Could some spike in CO2 emissions in 2015 have caused the temperature spike? There are a couple of problems with this explanation. Although many have tried to make his argument (see here and here and here and here), the CO2 concentrations corrected for seasonal variations continues to increase linearly. You can see this in the CO2 concentration time plot from the Mauna Loa CO2 measurements by NOAA, as shown below. There was no spike in CO2 emissions.

Trend in CO2 atmospheric concentrations at NOAA's Mauna Loa Observatory
Trend in CO2 atmospheric concentrations at NOAA’s Mauna Loa Observatory
Earth System Research Laboratory / NOAA

The black curve is a centered-moving average of the data in the red curve.
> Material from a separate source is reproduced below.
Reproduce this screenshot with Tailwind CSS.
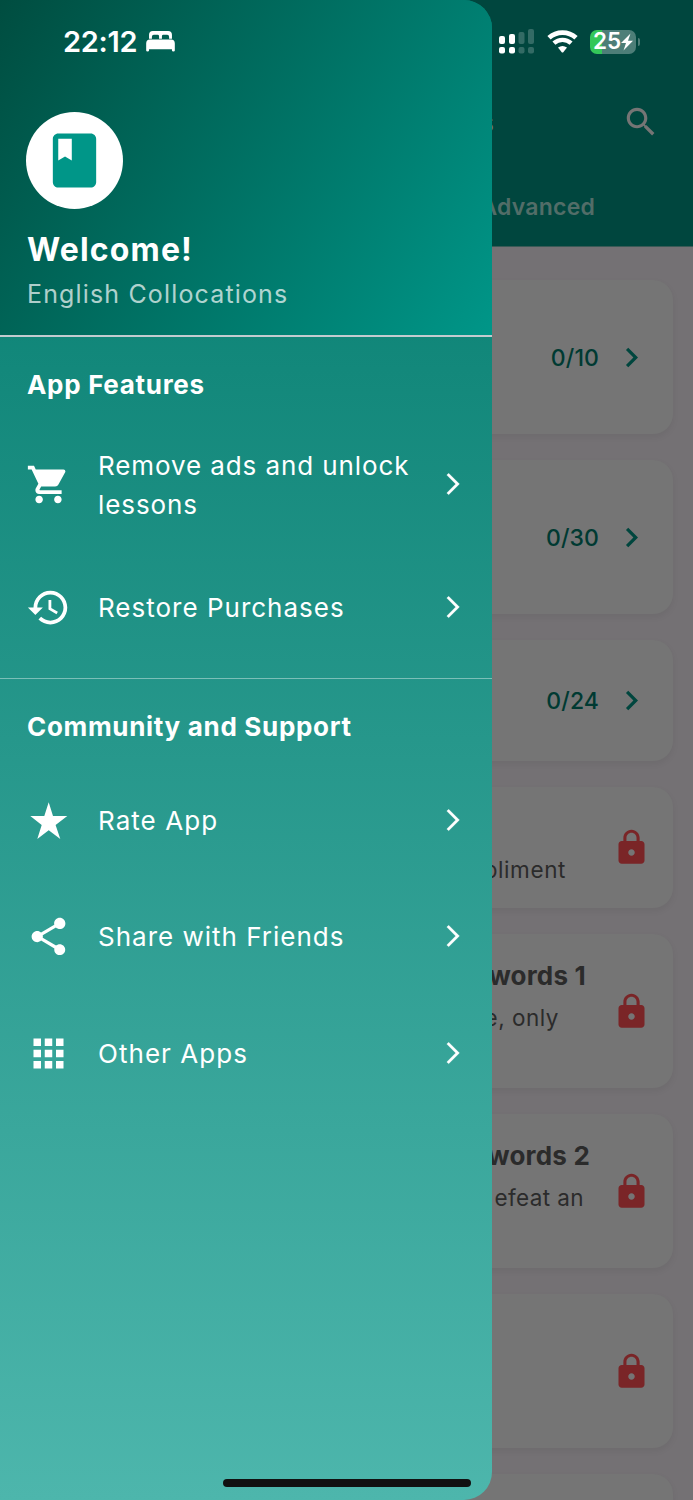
<!DOCTYPE html>
<html lang="en">
<head>
    <meta charset="UTF-8">
    <title>English Collocations</title>
    <script src="https://cdn.jsdelivr.net/npm/@tailwindcss/browser@4"></script>
</head>
<body class="relative w-[693px] h-[1500px] overflow-hidden bg-[#747174] font-['Inter','Liberation_Sans',sans-serif]">

<svg class="hidden">
    <symbol id="next" viewBox="0 0 24 24"><path d="M6.23 20.23 8 22l10-10L8 2 6.23 3.77 14.46 12z" stroke="white" stroke-width=".2" stroke-linejoin="round"/></symbol>
    <symbol id="chevron" viewBox="0 0 24 24"><path d="M10 6 8.59 7.41 13.17 12l-4.58 4.59L10 18l6-6z"/></symbol>
    <symbol id="lock" viewBox="0 0 24 24"><path d="M18 8h-1V6c0-2.76-2.24-5-5-5S7 3.24 7 6v2H6c-1.1 0-2 .9-2 2v10c0 1.1.9 2 2 2h12c1.1 0 2-.9 2-2V10c0-1.1-.9-2-2-2zm-6 9c-1.1 0-2-.9-2-2s.9-2 2-2 2 .9 2 2-.9 2-2 2zm3.1-9H8.9V6c0-1.71 1.39-3.1 3.1-3.1 1.71 0 3.1 1.39 3.1 3.1v2z"/></symbol>
</svg>

<!-- Lessons screen, dimmed behind the drawer -->
<main class="h-[1500px] overflow-hidden">
    <header class="h-[247px] bg-[#00463e] border-b border-[#3a5a56] pt-[98px]">
        <div class="h-[47px] pr-[33px] flex items-center justify-between text-[#757575]">
            <span class="w-[494px] pt-[2px] text-right text-[26px] font-medium">Collocations</span>
            <svg class="w-[38px] h-[38px] fill-[#757575]" viewBox="0 0 24 24"><path d="M15.5 14h-.79l-.28-.27C15.41 12.59 16 11.11 16 9.5 16 5.91 13.09 3 9.5 3S3 5.91 3 9.5 5.91 16 9.5 16c1.61 0 3.09-.59 4.23-1.57l.27.28v.79l5 4.99L20.49 19l-4.99-5zm-6 0C7.01 14 5 11.99 5 9.5S7.01 5 9.5 5 14 7.01 14 9.5 11.99 14 9.5 14z"/></svg>
        </div>
        <div class="mt-[47px] pr-[98px] text-right text-[23px] leading-[31px] font-semibold tracking-[0.2px] text-[#526d68]">Advanced</div>
    </header>
    <section class="pl-5 pr-5 pt-[33px] flex flex-col gap-[26px] text-[#2b2b2b]">
        <div class="h-[154px] shrink-0 rounded-[20px] bg-[#757575] shadow-[0_3px_7px_rgba(0,0,0,0.06)] pr-[22px] flex items-center justify-end gap-[13px] text-[23px] font-medium tracking-[0.1px] text-[#003a32]">
            <span class="pt-[2px]">0/10</span>
            <svg class="w-[39px] h-[39px] fill-[#00463e]"><use href="#chevron"/></svg>
        </div>
        <div class="h-[154px] shrink-0 rounded-[20px] bg-[#757575] shadow-[0_3px_7px_rgba(0,0,0,0.06)] pr-[22px] flex items-center justify-end gap-[13px] text-[23px] font-medium tracking-[0.1px] text-[#003a32]">
            <span class="pt-[2px]">0/30</span>
            <svg class="w-[39px] h-[39px] fill-[#00463e]"><use href="#chevron"/></svg>
        </div>
        <div class="h-[121px] shrink-0 rounded-[20px] bg-[#757575] shadow-[0_3px_7px_rgba(0,0,0,0.06)] pr-[22px] flex items-center justify-end gap-[13px] text-[23px] font-medium tracking-[0.1px] text-[#003a32]">
            <span class="pt-[2px]">0/24</span>
            <svg class="w-[39px] h-[39px] fill-[#00463e]"><use href="#chevron"/></svg>
        </div>
        <div class="h-[121px] shrink-0 rounded-[20px] bg-[#757575] shadow-[0_3px_7px_rgba(0,0,0,0.06)] pr-[22px] flex items-center">
            <div class="w-[546px] pt-[45px] text-right text-[22.5px] leading-[32px] tracking-[0.6px]">compliment</div>
            <svg class="ml-auto w-[39px] h-[39px] fill-[#7a2527]"><use href="#lock"/></svg>
        </div>
        <div class="h-[154px] shrink-0 rounded-[20px] bg-[#757575] shadow-[0_3px_7px_rgba(0,0,0,0.06)] pr-[22px] flex items-center justify-between">
            <div class="h-full pt-[24px]">
                <div class="w-[566px] text-right text-[26px] leading-[36px] font-bold tracking-[0.2px]">words 1</div>
                <div class="w-[539px] mt-[8px] text-right text-[22.5px] leading-[32px] tracking-[0.5px]">e, only</div>
            </div>
            <svg class="-ml-20 w-[39px] h-[39px] fill-[#7a2527]"><use href="#lock"/></svg>
        </div>
        <div class="h-[154px] shrink-0 rounded-[20px] bg-[#757575] shadow-[0_3px_7px_rgba(0,0,0,0.06)] pr-[22px] flex items-center justify-between">
            <div class="h-full pt-[24px]">
                <div class="w-[570px] text-right text-[26px] leading-[36px] font-bold tracking-[0.2px]">words 2</div>
                <div class="w-[564px] mt-[8px] text-right text-[22.5px] leading-[32px] tracking-[0.4px]">efeat an</div>
            </div>
            <svg class="-ml-20 w-[39px] h-[39px] fill-[#7a2527]"><use href="#lock"/></svg>
        </div>
        <div class="h-[154px] shrink-0 rounded-[20px] bg-[#757575] shadow-[0_3px_7px_rgba(0,0,0,0.06)] pr-[22px] flex items-center justify-end">
            <svg class="w-[39px] h-[39px] fill-[#7a2527]"><use href="#lock"/></svg>
        </div>
        <div class="h-[154px] shrink-0 rounded-[20px] bg-[#757575] shadow-[0_3px_7px_rgba(0,0,0,0.06)]"></div>
    </section>
</main>

<!-- Drawer -->
<aside class="absolute left-0 top-0 w-[492px] h-[1500px] overflow-hidden rounded-r-[28px] bg-[linear-gradient(180deg,#00796b,#4db6ac)] text-white fill-white">
    <div class="h-[337px] bg-[linear-gradient(124.3deg,#004d40,#009688)] border-b-2 border-[#c2ccd0] pt-[112px] pl-[26px]">
        <div class="w-[97px] h-[97px] rounded-full bg-white flex items-center justify-center">
            <svg class="w-[65px] h-[65px] fill-[#009688]" viewBox="0 0 24 24"><path d="M18 2H6c-1.1 0-2 .9-2 2v16c0 1.1.9 2 2 2h12c1.1 0 2-.9 2-2V4c0-1.1-.9-2-2-2zM6 4h5v8l-2.500-1.500L6 12V4z"/></svg>
        </div>
        <div class="mt-[20px] pl-px text-[32px] leading-[42px] font-bold tracking-[1.15px]">Welcome!</div>
        <div class="mt-[6px] pl-px text-[25px] leading-[34px] tracking-[1.15px] text-white/70">English Collocations</div>
    </div>

    <div class="h-[342px] border-b-[1.5px] border-white/40 pt-[30px] pl-[26px] pr-[26px]">
        <h2 class="pl-px text-[26px] leading-[36px] font-bold tracking-[0.7px]">App Features</h2>
        <div class="mt-[42px] h-[78px] flex items-center">
            <svg class="w-[45px] h-[45px]" viewBox="0 0 24 24"><path d="M7 18c-1.1 0-1.99.9-1.99 2S5.9 22 7 22s2-.9 2-2-.9-2-2-2zM1 2v2h2l3.6 7.59-1.35 2.45c-.16.28-.25.61-.25.96 0 1.1.9 2 2 2h12v-2H7.42c-.14 0-.25-.11-.25-.25l.03-.12.9-1.63h7.45c.75 0 1.41-.41 1.75-1.03l3.58-6.49c.08-.14.12-.31.12-.48 0-.55-.45-1-1-1H5.21l-.94-2H1zm16 16c-1.1 0-1.99.9-1.99 2s.89 2 1.99 2 2-.9 2-2-.9-2-2-2z"/></svg>
            <span class="ml-[27px] w-[330px] pt-px text-[26px] leading-[39px] tracking-[0.9px]">Remove ads and unlock lessons</span>
            <svg class="ml-auto w-[26px] h-[26px]"><use href="#next"/></svg>
        </div>
        <div class="mt-[65px] h-[38px] flex items-center">
            <svg class="w-[45px] h-[45px]" viewBox="0 0 24 24"><path d="M13 3c-4.97 0-9 4.03-9 9H1l3.89 3.89.07.14L9 12H6c0-3.87 3.13-7 7-7s7 3.13 7 7-3.13 7-7 7c-1.93 0-3.68-.79-4.94-2.06l-1.42 1.42C8.27 19.99 10.51 21 13 21c4.97 0 9-4.03 9-9s-4.03-9-9-9zm-1 5v5l4.28 2.54.72-1.21-3.5-2.08V8H12z"/></svg>
            <span class="ml-[27px] pt-px text-[26px] tracking-[1px]">Restore Purchases</span>
            <svg class="ml-auto w-[26px] h-[26px]"><use href="#next"/></svg>
        </div>
    </div>

    <div class="pt-[30px] pl-[26px] pr-[26px]">
        <h2 class="pl-px text-[26px] leading-[36px] font-bold tracking-[0.68px]">Community and Support</h2>
        <div class="mt-[56px] h-[38px] flex items-center">
            <svg class="w-[45px] h-[45px]" viewBox="0 0 45 45"><path d="M22.7 4.2 27 17.9H41.3L29.6 26.9 34.3 40.9 22.7 32.2 11.3 40.9 15.7 26.9 4.3 17.9H18.3z"/></svg>
            <span class="ml-[27px] text-[26px] tracking-[1.05px]">Rate App</span>
            <svg class="ml-auto w-[26px] h-[26px]"><use href="#next"/></svg>
        </div>
        <div class="mt-[78px] h-[38px] flex items-center">
            <svg class="w-[45px] h-[45px]" viewBox="0 0 24 24"><path d="M18 16.08c-.76 0-1.44.3-1.96.77L8.91 12.7c.05-.23.09-.46.09-.7s-.04-.47-.09-.7l7.05-4.11c.54.5 1.25.81 2.04.81 1.66 0 3-1.34 3-3s-1.34-3-3-3-3 1.34-3 3c0 .24.04.47.09.7L8.04 9.81C7.5 9.31 6.79 9 6 9c-1.66 0-3 1.34-3 3s1.34 3 3 3c.79 0 1.5-.31 2.04-.81l7.12 4.16c-.05.21-.08.43-.08.65 0 1.61 1.31 2.92 2.92 2.92s2.92-1.31 2.92-2.92-1.31-2.92-2.92-2.92z"/></svg>
            <span class="ml-[27px] text-[26px] tracking-[1px]">Share with Friends</span>
            <svg class="ml-auto w-[26px] h-[26px]"><use href="#next"/></svg>
        </div>
        <div class="mt-[79px] h-[38px] flex items-center">
            <svg class="w-[45px] h-[45px]" viewBox="0 0 24 24"><path d="M4 8h4V4H4v4zm6 12h4v-4h-4v4zm-6 0h4v-4H4v4zm0-6h4v-4H4v4zm6 0h4v-4h-4v4zm6-10v4h4V4h-4zm-6 4h4V4h-4v4zm6 6h4v-4h-4v4zm0 6h4v-4h-4v4z"/></svg>
            <span class="ml-[27px] text-[26px] tracking-[1.05px]">Other Apps</span>
            <svg class="ml-auto w-[26px] h-[26px]"><use href="#next"/></svg>
        </div>
    </div>
</aside>

<!-- Status bar -->
<div class="absolute left-0 top-0 w-full h-[83px] pl-[63px] pr-[53px] flex items-center text-white fill-white">
    <span class="text-[29px] leading-[30px] font-semibold tracking-[-0.3px]">22:12</span>
    <svg class="ml-[9px] w-[29px] h-[21px]" viewBox="0 0 30 22"><path d="M3 8V4q0-4 4-4h16q4 0 4 4v4h-3V6q0-2-2-2h-4q-1.500 0-1.500 1.500V8h-3V5.500Q13.500 4 12 4H8Q6 4 6 6v2zM0 13q0-4 4-4h22q4 0 4 4v7.500q0 1-1.500 1t-1.500-1V19H3v1.500q0 1-1.500 1t-1.500-1z"/></svg>
    <svg class="ml-auto w-[36px] h-[25px]" viewBox="0 0 36 25">
        <g><rect y="7" width="6" height="8" rx="2"/><rect y="18" width="6" height="6.500" rx="2"/><rect x="10" y="5" width="6" height="10" rx="2"/><rect x="10" y="18" width="6" height="6.500" rx="2"/></g>
        <g opacity=".2"><rect x="19.500" y="3" width="6" height="12" rx="2"/><rect x="19.500" y="18" width="6" height="6.500" rx="2"/><rect x="29" width="6" height="15" rx="2"/><rect x="29" y="18" width="6" height="6.500" rx="2"/></g>
    </svg>
    <svg class="ml-[12px] w-[31px] h-[23px]" viewBox="0 0 31 23">
        <g fill="none" stroke="white"><path stroke-width="4.800" d="M2 7.800a20 20 0 0 1 27 0"/><path stroke-width="4.400" d="M6.900 13.200a12.800 12.800 0 0 1 17.200 0"/></g>
        <path d="M11 17.600a7.500 7.500 0 0 1 9 0l-3.500 4.400q-1 1-2 0z"/>
    </svg>
    <div class="ml-[12px] w-[46px] h-[24px] rounded-[7px] bg-linear-to-r from-[#34c759] from-25% to-[#4d7e78] to-25% flex items-center justify-center text-[22.5px] leading-[22px] font-semibold tracking-[-0.2px]">
        <span class="pb-[2px]">25</span><svg class="w-[12px] h-[18px]" viewBox="0 0 12 17"><path d="M9.500 0 0 9.500h5L2.500 17 12 7.200H7z"/></svg>
    </div>
    <div class="ml-[2px] w-[2px] h-[8px] rounded-r-full bg-[#4d7e78]"></div>
</div>

<!-- Home indicator -->
<div class="absolute left-[223px] top-[1479px] w-[248px] h-[8px] rounded-full bg-[#111]"></div>
</body>
</html>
NOAA’s explanation for the difference between the red and black curves in the plot above is the following:

In the above figure, the dashed red line with diamond symbols represents the monthly mean values, centered on the middle of each month. The black line with the square symbols represents the same, after correction for the average seasonal cycle. The latter is determined as a moving average of SEVEN adjacent seasonal cycles centered on the month to be corrected, except for the first and last THREE and one-half years of the record, where the seasonal cycle has been averaged over the first and last SEVEN years, respectively.

In addition, once CO2 is in the atmosphere, it can only be taken out again by being absorbed by plants or by going into solution in the oceans and other bodies of water. However, increased amounts of CO2 can go into solution only if the water becomes colder, not warmer. This means CO2 emitted into the atmosphere tends to stay around for a long time. How then to explain the subsequent collapse in globally averaged temperatures in less than a year?

Whatever the explanation, it is now over. Globally averaged air temperatures are again falling to more of what we would expect with a Sun whose power output is currently decreasing.